Since this is the time of year for such grandiose events as cleaning out attics, basements and gutters, I'd like to do a little cleaning of the attic in my head. I've got this dream that keeps popping up and I need to get rid of it...
It always starts simple enough: hanging out in Old Havana with Ernest Hemingway while we sip mojitos and discuss politics, a topic which Papa always dismisses with a wave of his hand and a gruff noise in the back of his throat that sounds like the last stroke of an old lawnmower that has run out of gas. Then, out of nowhere, in burst the revolutionaries, and they quickly recruit us all to go topple the existing regime in the capitol building. I turn to say something clever to Papa — possibly even something sarcastic and biting at the old man's resolve and the deep irony that we're now in — but he's long gone. Out fishing, no doubt.
Then instantly I find myself rocketing through the city streets of Istanbul on a Husqvarna 250 Enduro through a narrow, open strip of Turkish belly dancers on both sides of the street, wearing white and pastel-colored sarongs and playing finger cymbals. Trying to maneuver between the shrieking masses is maddening enough, but then I look down and see that this motorcycle has a sidecar. And there is Jack Kerouac, sitting upright and perfectly calm, dressed in thick, oily-looking goggles and a heavy white scarf that is snapping in the wind. He is looking at some sort of map, but man — my navigator is Kerouac? The guy never found himself, how are we going to find our way out of Europe?

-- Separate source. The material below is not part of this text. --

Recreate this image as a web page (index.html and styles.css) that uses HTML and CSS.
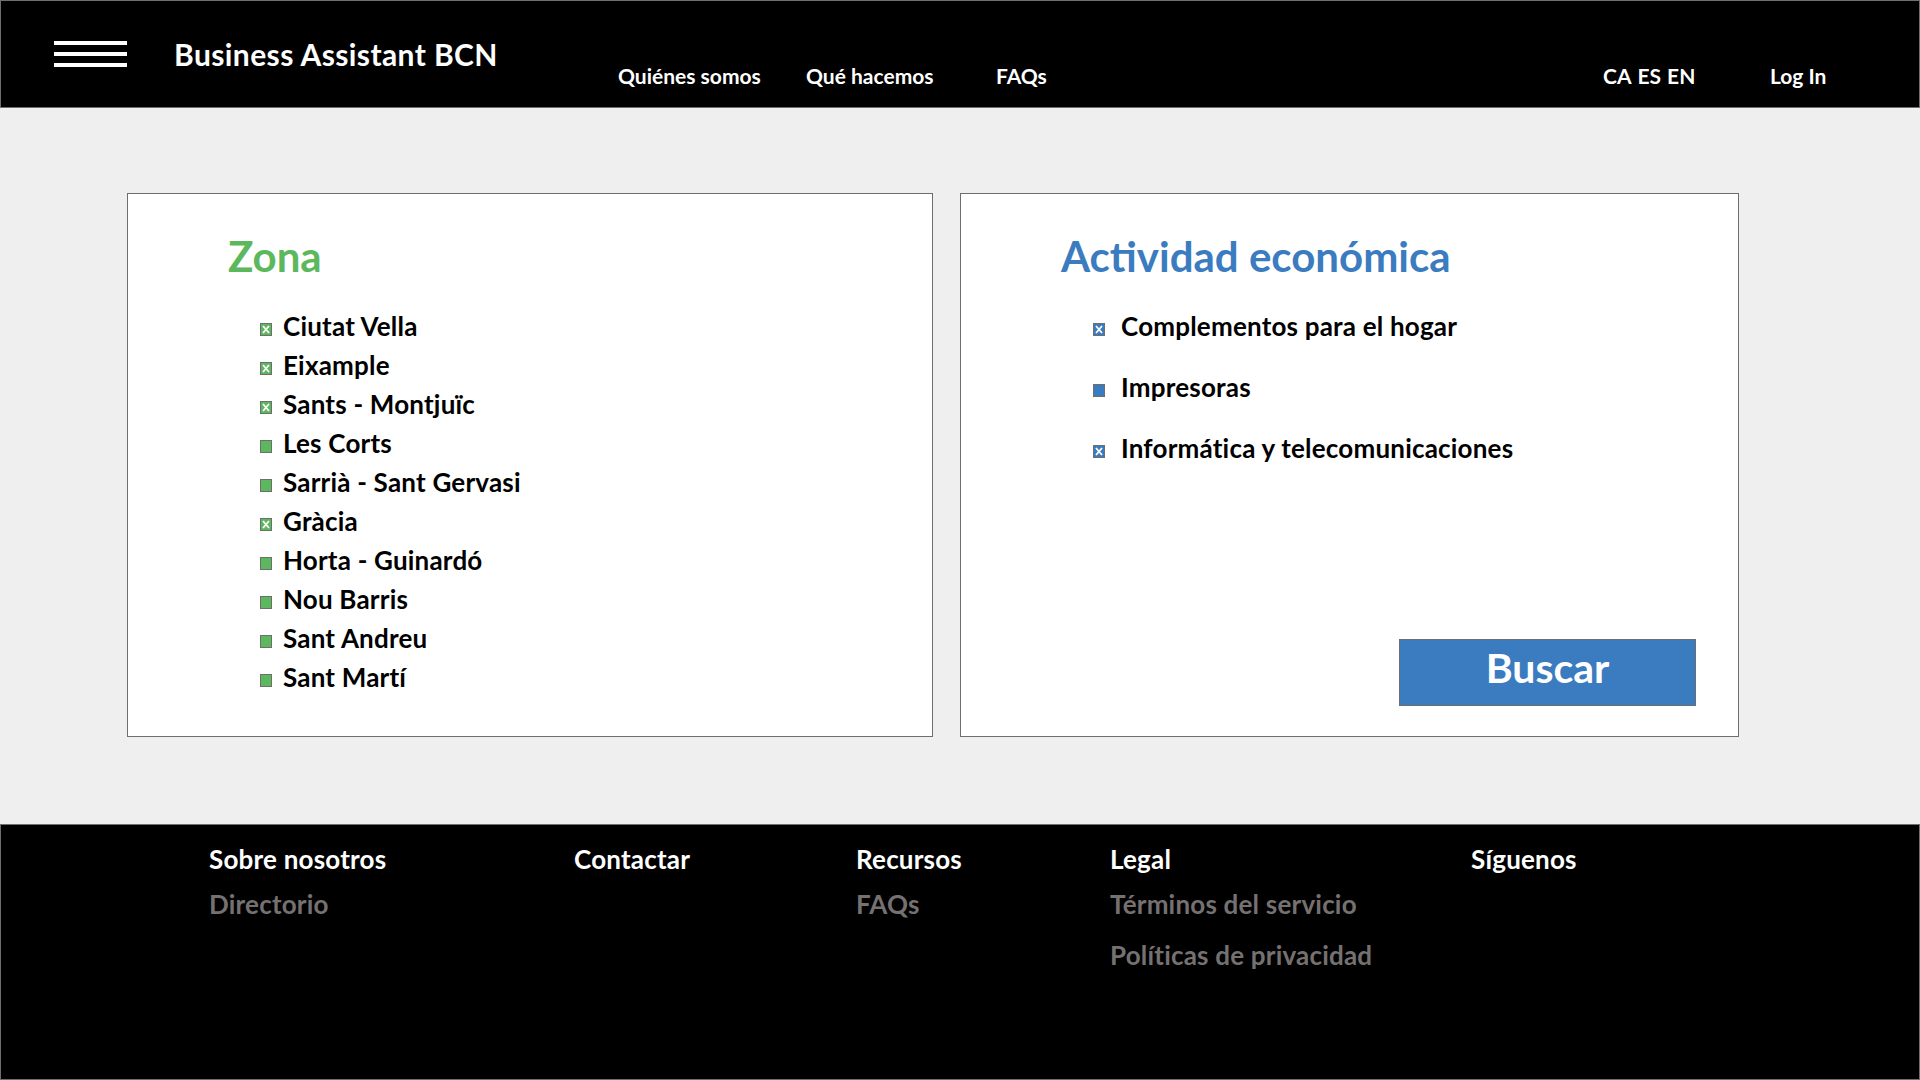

Kerouac turns to me and smiles, and when he does I can see the fissures in his dry, wind-chapped lips. I think to offer him some lip balm, but before I can do anything of the sort, he opens his mouth, and all of this terrible noise comes out. It sounds like all of the lectures I attended in college, and all the traffic classes I've sat through, are all being replayed back to me in one colossal sound bite — and it's blasting out of this one heavily cracked, screaming, mouth/speaker that he aims at me like a gun.
In the distance I spot the German Luftwafte bombers coming and I point it out for Jack, so he can get us out of this mess. Kerouac looks dumbfounded, and the noise coming out of his mouth starts to fade, like an air-raid siren that is powering down.... And then it turns out that I'm listening to some stupid DJ and his incessant cackling — acting like some sort of schoolgirl at recess. Oh, right — my alarm — time for work.
No point in trying to analyze it — I just wanted to pass the goods along to you, gentle reader. Think of this column as my little yard sale — just like everyone else has when they spring clean their attics.